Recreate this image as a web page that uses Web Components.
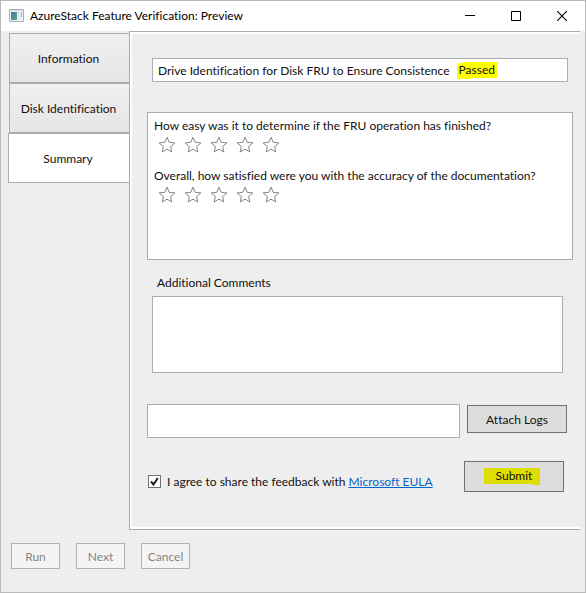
<!DOCTYPE html>
<html lang="en">
<head>
<meta charset="utf-8">
<meta name="viewport" content="width=device-width">
<title>AzureStack Feature Verification: Preview</title>
<style>
  body { margin: 0; font: 12px/16px Lato, "Open Sans", sans-serif; font-variant-ligatures: none; color: #111; }
</style>
</head>
<body>
<app-window heading="AzureStack Feature Verification: Preview">
  <side-tabs slot="tabs">
    <tab-item>Information</tab-item>
    <tab-item>Disk Identification</tab-item>
    <tab-item selected>Summary</tab-item>
  </side-tabs>
  <summary-panel></summary-panel>
  <action-button slot="actions" disabled>Run</action-button>
  <action-button slot="actions" disabled>Next</action-button>
  <action-button slot="actions" disabled>Cancel</action-button>
</app-window>
<script>
class BaseElement extends HTMLElement {
  render(html) {
    this.attachShadow({ mode: "open" }).innerHTML =
      "<style>*{box-sizing:border-box}button,input,textarea{font:inherit;font-variant-ligatures:inherit;color:inherit}</style>" + html;
  }
}

customElements.define("app-window", class extends BaseElement {
  connectedCallback() {
    this.render(`
    <style>
      :host { display: flex; flex-direction: column; box-sizing: border-box; min-height: 100vh; border: 1px solid #bababa; background: #eee; }
      header { display: flex; align-items: center; height: 30px; background: #fff; color: #000; padding-left: 8px; }
      h1 { flex: 1; margin: 0 0 0 5px; font: inherit; font-variant-ligatures: inherit; white-space: nowrap; }
      header button { width: 46px; height: 30px; padding: 0; border: 0; background: none; display: grid; place-items: center; }
      svg { display: block; }
      main { display: grid; grid-template-columns: 121px 1fr; padding: 0 5px 0 7px; }
      footer { display: flex; gap: 16px; padding: 13px 10px; }
    </style>
    <header>
      <svg width="16" height="14" viewBox="0 0 16 14" aria-hidden="true">
        <defs><linearGradient id="g" x2="1" y2="1"><stop stop-color="#4a78a8"/><stop offset="1" stop-color="#58a880"/></linearGradient></defs>
        <path d="M.5.5h14v12H.5z" fill="#eef2f4" stroke="#a9afb4"/>
        <path d="M1 1h13v1H1z" fill="#cfd6dc"/>
        <path d="M2 3h6v8H2z" fill="url(#g)"/>
        <path d="M9 3h2v8H9z" fill="#dce6e2"/><path d="M12 3h1v5h-1z" fill="#9fbcae"/>
      </svg>
      <h1></h1>
      <button aria-label="Minimize"><svg width="10" height="10"><path d="M0 4.500h10" stroke="#000"/></svg></button>
      <button aria-label="Maximize"><svg width="10" height="10"><path d="M.5.5h9v9h-9z" fill="none" stroke="#000"/></svg></button>
      <button aria-label="Close"><svg width="10" height="10"><path d="M0 0l10 10M10 0L0 10" stroke="#000" stroke-width="1.100"/></svg></button>
    </header>
    <main><slot name="tabs"></slot><slot></slot></main>
    <footer><slot name="actions"></slot></footer>`);
    this.shadowRoot.querySelector("h1").textContent = this.getAttribute("heading");
  }
});

customElements.define("side-tabs", class extends BaseElement {
  connectedCallback() {
    this.render(`<style>:host{display:block;padding-top:2px}nav{display:flex;flex-direction:column}</style>
    <nav role="tablist" aria-label="Steps"><slot></slot></nav>`);
  }
});

customElements.define("tab-item", class extends BaseElement {
  connectedCallback() {
    const on = this.hasAttribute("selected");
    this.render(`
    <style>
      :host { display: block; padding-left: 1px; }
      :host([selected]) { padding-left: 0; }
      button { display: block; width: 100%; height: 50px; padding: 2px 2px 0 0; border: 1px solid #acacac; border-right: 0; background: linear-gradient(#f0f0f0, #e5e5e5); white-space: nowrap; }
      :host([selected]) button { background: #fff; }
    </style>
    <button role="tab" aria-selected="${on}"><slot></slot></button>`);
  }
});

customElements.define("action-button", class extends BaseElement {
  connectedCallback() {
    this.render(`
    <style>
      :host { display: block; width: 49px; height: 26px; }
      :host([size=medium]) { width: 100px; height: 28px; }
      :host([size=large]) { width: 100px; height: 31px; }
      button { display: block; width: 100%; height: 100%; padding: 1px 0 0; border: 1px solid #707070; background: #ddd; }
      :host([size=large]) button { padding: 0 4px 0 0; }
      button:disabled { border-color: #adb2b5; background: #f4f4f4; color: #838383; }
    </style>
    <button${this.hasAttribute("disabled") ? " disabled" : ""}><slot></slot></button>`);
  }
});

customElements.define("text-mark", class extends BaseElement {
  connectedCallback() {
    this.render(`
    <style>
      :host { display: inline-block; padding: 0 2px; height: 17px; background:
        linear-gradient(#ff0, #ff0) 0 100% / 14px 16px no-repeat,
        linear-gradient(#ff0, #ff0) 100% 0 / calc(100% - 6px) 16px no-repeat; }
      :host([muted]) { padding: 0 8px 0 12px; background:
        linear-gradient(#dede00, #dede00) 0 0 / calc(100% - 1px) 16px no-repeat,
        linear-gradient(#dede00, #dede00) 100% 100% / 7px 16px no-repeat; }
    </style><slot></slot>`);
  }
});

customElements.define("star-rating", class extends BaseElement {
  connectedCallback() {
    const stars = [1, 2, 3, 4, 5].map(n => `
      <label><input type="radio" name="rating" value="${n}" aria-label="${n} of 5 stars">
        <svg width="18" height="18" viewBox="0 0 18 18" aria-hidden="true">
          <path d="M9 1.200l2.200 5.100 5.700.6-4.300 3.700 1.200 5.400L9 13.200 4.200 16l1.200-5.400L1.100 6.900l5.700-.6z" fill="#fff" stroke="#858585"/>
        </svg></label>`).join("");
    this.render(`
    <style>
      :host { display: block; }
      fieldset { margin: 0; padding: 0; border: 0; min-width: 0; }
      legend { padding: 0; white-space: nowrap; }
      div { display: flex; gap: 8px; padding: 2px 0 1px 4px; }
      label { display: flex; }
      input { appearance: none; width: 0; height: 0; margin: 0; }
      svg { display: block; }
    </style>
    <fieldset><legend><slot></slot></legend><div>${stars}</div></fieldset>`);
  }
});

customElements.define("summary-panel", class extends BaseElement {
  connectedCallback() {
    this.render(`
    <style>
      :host { display: block; border: 1px solid #acacac; border-right: 0; }
      section { border: 2px solid #fff; border-right: 0; padding: 24px 7px 35px 15px; }
      .status { display: flex; align-items: center; gap: 7px; height: 24px; margin: 0 5px; padding: 1px 5px 0; border: 1px solid #abadb3; background: #fff; white-space: nowrap; }
      .questions { display: flex; flex-direction: column; gap: 13px; height: 148px; margin: 30px 0 15px; padding: 5px 6px; border: 1px solid #abadb3; background: #fff; }
      .comments { display: block; padding-left: 10px; }
      textarea { display: block; width: calc(100% - 15px); height: 77px; margin: 5px 10px 31px 5px; border: 1px solid #abadb3; background: #fff; resize: none; }
      .logs { display: flex; align-items: flex-start; gap: 7px; margin-right: 6px; }
      .logs input { flex: 1; min-width: 0; height: 34px; padding: 0 4px; border: 1px solid #abadb3; background: #fff; }
      .logs action-button { margin-top: 1px; }
      .consent { display: flex; justify-content: space-between; margin: 23px 9px 0 1px; }
      .agree { display: flex; align-items: center; gap: 6px; padding-top: 10px; white-space: nowrap; }
      .agree input { appearance: none; width: 13px; height: 13px; margin: 0; border: 1px solid #707070; background: #fff; }
      .agree input:checked { background: #fff url('data:image/svg+xml,<svg xmlns="http://www.w3.org/2000/svg" viewBox="0 0 11 11"><path d="M2 5.500l2.500 3L8.800 2" fill="none" stroke="%23212121" stroke-width="2"/></svg>') center / 11px; }
      a { color: #0066cc; text-decoration: underline; }
    </style>
    <section>
      <div class="status"><span>Drive Identification for Disk FRU to Ensure Consistence</span><text-mark>Passed</text-mark></div>
      <div class="questions">
        <star-rating>How easy was it to determine if the FRU operation has finished?</star-rating>
        <star-rating>Overall, how satisfied were you with the accuracy of the documentation?</star-rating>
      </div>
      <label class="comments" for="comments">Additional Comments</label>
      <textarea id="comments"></textarea>
      <div class="logs"><input type="text" aria-label="Log file"><action-button size="medium">Attach Logs</action-button></div>
      <div class="consent">
        <div class="agree"><input type="checkbox" id="agree" checked><span><label for="agree">I agree to share the feedback with</label> <a href="#eula">Microsoft EULA</a></span></div>
        <action-button size="large"><text-mark muted>Submit</text-mark></action-button>
      </div>
    </section>`);
  }
});
</script>
</body>
</html>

════

Scan the material above. Return every line containing the string "image".

▸ EXERCISE ANSWER:
Recreate this image as a web page that uses Web Components.
      .agree input:checked { background: #fff url('data:image/svg+xml,<svg xmlns="http://www.w3.org/2000/svg" viewBox="0 0 11 11"><path d="M2 5.500l2.500 3L8.800 2" fill="none" stroke="%23212121" stroke-width="2"/></svg>') center / 11px; }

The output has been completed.